How to compute the slope for a 3 or multi-dimensional equation.

Question

If I have an equation $Z=X^2+Y^2+3X+6Y+5$ and want to find the slope at the point $x=2$, $y=1$. How do we compute it? I know for a two dimensional equation we can compute it by differentiation of $Y$ with respect to $X$. But In case of multi-dimension. How do we solve it?

Answer 1

First of all, there are the partial derivatives. If you haven't learned anything about differentiating and multivariable functions, then I understand if you think they feel a bit like cheating, but please understand: They are important, and used a lot. If you have the function $f(x, y) = x^2 + y^2 + 3x + 6y + 5$, then the partial derivative of $f$ with respect to $x$ is defined as $$ \frac{\partial f}{\partial x} = 2x + 3 $$ where we simply pretend that $y$ isn't a variable at all, but a constant, and we differentiate with respect to $x$ as you normally would a single-variable function. Similarily, the partial derivative of $f$ with respect to $y$ is $$ \frac{\partial f}{\partial y} = 2y + 6 $$

Then there is the gradient, which tells you which direction the graph is increasing fastest, and what slope it has in that direction. Depending on how you think about the usual derivative, this might be the notion that feels closest.
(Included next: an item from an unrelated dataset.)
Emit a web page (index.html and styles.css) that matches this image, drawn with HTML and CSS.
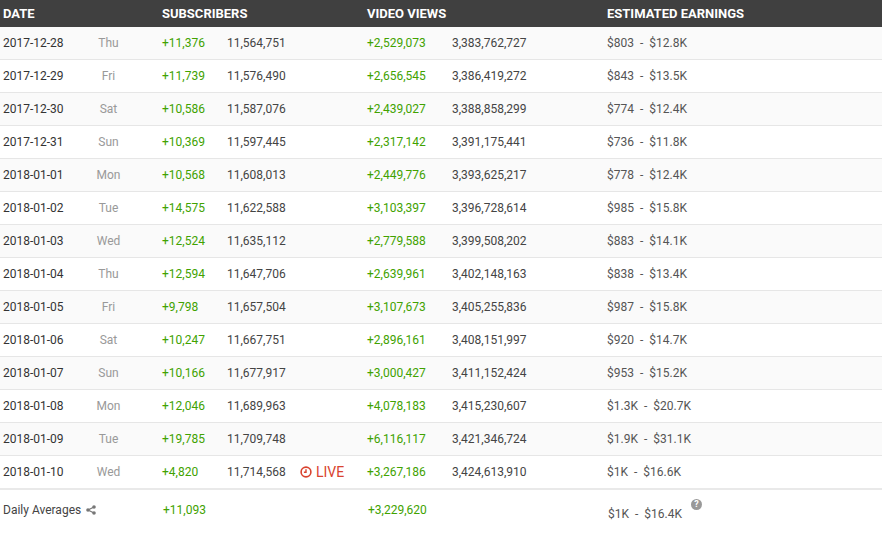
FILE: index.html
```html
<!DOCTYPE html>
<html>
<head>
<meta charset="utf-8">
<link rel="stylesheet" href="styles.css">
</head>
<body>
<div class="stats">
  <div class="row head">
    <span class="c-date">DATE</span>
    <span class="c-day"></span>
    <span class="c-sd">SUBSCRIBERS</span>
    <span class="c-st"></span>
    <span class="c-live"></span>
    <span class="c-vd">VIDEO VIEWS</span>
    <span class="c-vt"></span>
    <span class="c-earn">ESTIMATED EARNINGS</span>
  </div>

  <div class="row"><span class="c-date">2017-12-28</span><span class="c-day">Thu</span><span class="c-sd plus">+11,376</span><span class="c-st">11,564,751</span><span class="c-live"></span><span class="c-vd plus">+2,529,073</span><span class="c-vt">3,383,762,727</span><span class="c-earn"><span>$803</span><span class="dash">-</span><span>$12.8K</span></span></div>
  <div class="row"><span class="c-date">2017-12-29</span><span class="c-day">Fri</span><span class="c-sd plus">+11,739</span><span class="c-st">11,576,490</span><span class="c-live"></span><span class="c-vd plus">+2,656,545</span><span class="c-vt">3,386,419,272</span><span class="c-earn"><span>$843</span><span class="dash">-</span><span>$13.5K</span></span></div>
  <div class="row"><span class="c-date">2017-12-30</span><span class="c-day">Sat</span><span class="c-sd plus">+10,586</span><span class="c-st">11,587,076</span><span class="c-live"></span><span class="c-vd plus">+2,439,027</span><span class="c-vt">3,388,858,299</span><span class="c-earn"><span>$774</span><span class="dash">-</span><span>$12.4K</span></span></div>
  <div class="row"><span class="c-date">2017-12-31</span><span class="c-day">Sun</span><span class="c-sd plus">+10,369</span><span class="c-st">11,597,445</span><span class="c-live"></span><span class="c-vd plus">+2,317,142</span><span class="c-vt">3,391,175,441</span><span class="c-earn"><span>$736</span><span class="dash">-</span><span>$11.8K</span></span></div>
  <div class="row"><span class="c-date">2018-01-01</span><span class="c-day">Mon</span><span class="c-sd plus">+10,568</span><span class="c-st">11,608,013</span><span class="c-live"></span><span class="c-vd plus">+2,449,776</span><span class="c-vt">3,393,625,217</span><span class="c-earn"><span>$778</span><span class="dash">-</span><span>$12.4K</span></span></div>
  <div class="row"><span class="c-date">2018-01-02</span><span class="c-day">Tue</span><span class="c-sd plus">+14,575</span><span class="c-st">11,622,588</span><span class="c-live"></span><span class="c-vd plus">+3,103,397</span><span class="c-vt">3,396,728,614</span><span class="c-earn"><span>$985</span><span class="dash">-</span><span>$15.8K</span></span></div>
  <div class="row"><span class="c-date">2018-01-03</span><span class="c-day">Wed</span><span class="c-sd plus">+12,524</span><span class="c-st">11,635,112</span><span class="c-live"></span><span class="c-vd plus">+2,779,588</span><span class="c-vt">3,399,508,202</span><span class="c-earn"><span>$883</span><span class="dash">-</span><span>$14.1K</span></span></div>
  <div class="row"><span class="c-date">2018-01-04</span><span class="c-day">Thu</span><span class="c-sd plus">+12,594</span><span class="c-st">11,647,706</span><span class="c-live"></span><span class="c-vd plus">+2,639,961</span><span class="c-vt">3,402,148,163</span><span class="c-earn"><span>$838</span><span class="dash">-</span><span>$13.4K</span></span></div>
  <div class="row"><span class="c-date">2018-01-05</span><span class="c-day">Fri</span><span class="c-sd plus">+9,798</span><span class="c-st">11,657,504</span><span class="c-live"></span><span class="c-vd plus">+3,107,673</span><span class="c-vt">3,405,255,836</span><span class="c-earn"><span>$987</span><span class="dash">-</span><span>$15.8K</span></span></div>
  <div class="row"><span class="c-date">2018-01-06</span><span class="c-day">Sat</span><span class="c-sd plus">+10,247</span><span class="c-st">11,667,751</span><span class="c-live"></span><span class="c-vd plus">+2,896,161</span><span class="c-vt">3,408,151,997</span><span class="c-earn"><span>$920</span><span class="dash">-</span><span>$14.7K</span></span></div>
  <div class="row"><span class="c-date">2018-01-07</span><span class="c-day">Sun</span><span class="c-sd plus">+10,166</span><span class="c-st">11,677,917</span><span class="c-live"></span><span class="c-vd plus">+3,000,427</span><span class="c-vt">3,411,152,424</span><span class="c-earn"><span>$953</span><span class="dash">-</span><span>$15.2K</span></span></div>
  <div class="row"><span class="c-date">2018-01-08</span><span class="c-day">Mon</span><span class="c-sd plus">+12,046</span><span class="c-st">11,689,963</span><span class="c-live"></span><span class="c-vd plus">+4,078,183</span><span class="c-vt">3,415,230,607</span><span class="c-earn"><span>$1.3K</span><span class="dash">-</span><span>$20.7K</span></span></div>
  <div class="row"><span class="c-date">2018-01-09</span><span class="c-day">Tue</span><span class="c-sd plus">+19,785</span><span class="c-st">11,709,748</span><span class="c-live"></span><span class="c-vd plus">+6,116,117</span><span class="c-vt">3,421,346,724</span><span class="c-earn"><span>$1.9K</span><span class="dash">-</span><span>$31.1K</span></span></div>
  <div class="row last"><span class="c-date">2018-01-10</span><span class="c-day">Wed</span><span class="c-sd plus">+4,820</span><span class="c-st">11,714,568</span><span class="c-live live"><svg class="clock" viewBox="0 0 12 12" width="12" height="12"><circle cx="6" cy="6" r="4.9" fill="none" stroke="currentColor" stroke-width="1.6"/><path d="M6 3.2V6.3H3.9" fill="none" stroke="currentColor" stroke-width="1.4"/></svg>LIVE</span><span class="c-vd plus">+3,267,186</span><span class="c-vt">3,424,613,910</span><span class="c-earn"><span>$1K</span><span class="dash">-</span><span>$16.6K</span></span></div>

  <div class="row foot">
    <span class="c-date avg">Daily Averages <svg class="share" viewBox="0 0 10 10" width="10" height="10"><circle cx="8" cy="2" r="1.8" fill="currentColor"/><circle cx="2" cy="5" r="1.8" fill="currentColor"/><circle cx="8" cy="8" r="1.8" fill="currentColor"/><path d="M8 2L2 5L8 8" fill="none" stroke="currentColor" stroke-width="1.2"/></svg></span>
    <span class="c-day"></span>
    <span class="c-sd plus">+11,093</span>
    <span class="c-st"></span>
    <span class="c-live"></span>
    <span class="c-vd plus">+3,229,620</span>
    <span class="c-vt"></span>
    <span class="c-earn foot-earn"><span>$1K</span><span class="dash">-</span><span>$16.4K</span><span class="help">?</span></span>
  </div>
</div>
</body>
</html>
```

FILE: styles.css
```css
html, body {
  margin: 0;
  padding: 0;
  background: #ffffff;
}
body {
  font-family: Roboto, "Liberation Sans", Arial, sans-serif;
  font-size: 12px;
  color: #444;
  width: 882px;
}
.stats {
  display: flex;
  flex-direction: column;
}
.row {
  display: grid;
  grid-template-columns: 77px 82px 65px 73px 67px 85px 155px 1fr;
  align-items: center;
  padding-left: 3px;
  height: 32px;
  border-bottom: 1px solid #e6e6e6;
  background: #fafafa;
}
.row:nth-child(odd) {
  background: #ffffff;
}
.c-date { color: #333; }
.c-day {
  color: #999;
  text-align: center;
  padding-right: 25px;
}
.c-st, .c-vt { color: #444; }
.plus { color: #41a200; }
.c-earn { color: #555; display: flex; align-items: center; }
.row.head {
  background: #404040;
  font-weight: 700;
  font-size: 13px;
  height: 27px;
  border-bottom: none;
}
.row.head > span {
  color: #ffffff;
}
.row.last {
  border-bottom: 2px solid #e9e9e9;
  height: 32px;
}
.row.foot {
  background: #ffffff;
  border-bottom: none;
  height: 40px;
  align-items: center;
}
.dash { margin: 0 6px; }
.live {
  color: #d9432f;
  font-size: 14px;
  display: flex;
  align-items: center;
  gap: 4px;
}
.clock { display: block; flex-shrink: 0; }
.avg {
  color: #444;
  display: flex;
  align-items: center;
  gap: 5px;
  white-space: nowrap;
}
.share { color: #777; display: block; flex-shrink: 0; }
.foot .c-sd, .foot .c-vd { padding-left: 1px; }
.foot-earn {
  padding-left: 1px;
  padding-top: 8px;
}
.help {
  width: 11px;
  height: 11px;
  border-radius: 50%;
  background: #999;
  color: #fff;
  font-size: 9px;
  font-weight: 700;
  line-height: 11px;
  text-align: center;
  margin-left: 9px;
  align-self: flex-start;
  margin-top: -8px;
  flex-shrink: 0;
}
```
It's a vector field (i.e. each point in the $xy$-plane has a corresponding vector attached), and if your function is $f(x, y) = x^2 + y^2 + 3x + 6y + 5$, then the gradient of $f$ is $$ \nabla f = \begin{pmatrix}\frac{\partial f}{\partial x}\\\frac{\partial f}{\partial y}\end{pmatrix} = \begin{pmatrix}2x + 3\\2y + 6\end{pmatrix} $$ If you want to find the tangent plane at say $(x, y) = (3, 4)$, then you find the gradient at that point: $$\nabla f(3, 4) = (2\cdot 3 + 3, 2\cdot 4 + 6) = (9,14)$$ That means that you want a plane of the form $z = ax + by + c$ that has the same gradient, which is easy: $a = 9, b = 14$. Finally, we need to find $c$, and that's so that it actually touches the graph, so we need to know the function value: $f(3, 4) = 63$. Putting $(x, y, z) = (3, 4, 63)$ into the equation for the plane, we get $$ 63 = 9\cdot 3 + 14\cdot 4 + c\\ 63 = 27 + 56 + c\\ -20 = c $$ so the tangent plane to $f$ at $(3, 4)$ is finally given by $z = 9x + 14y - 20$, or $9x + 14y - z = 20$ if you prefer it that way.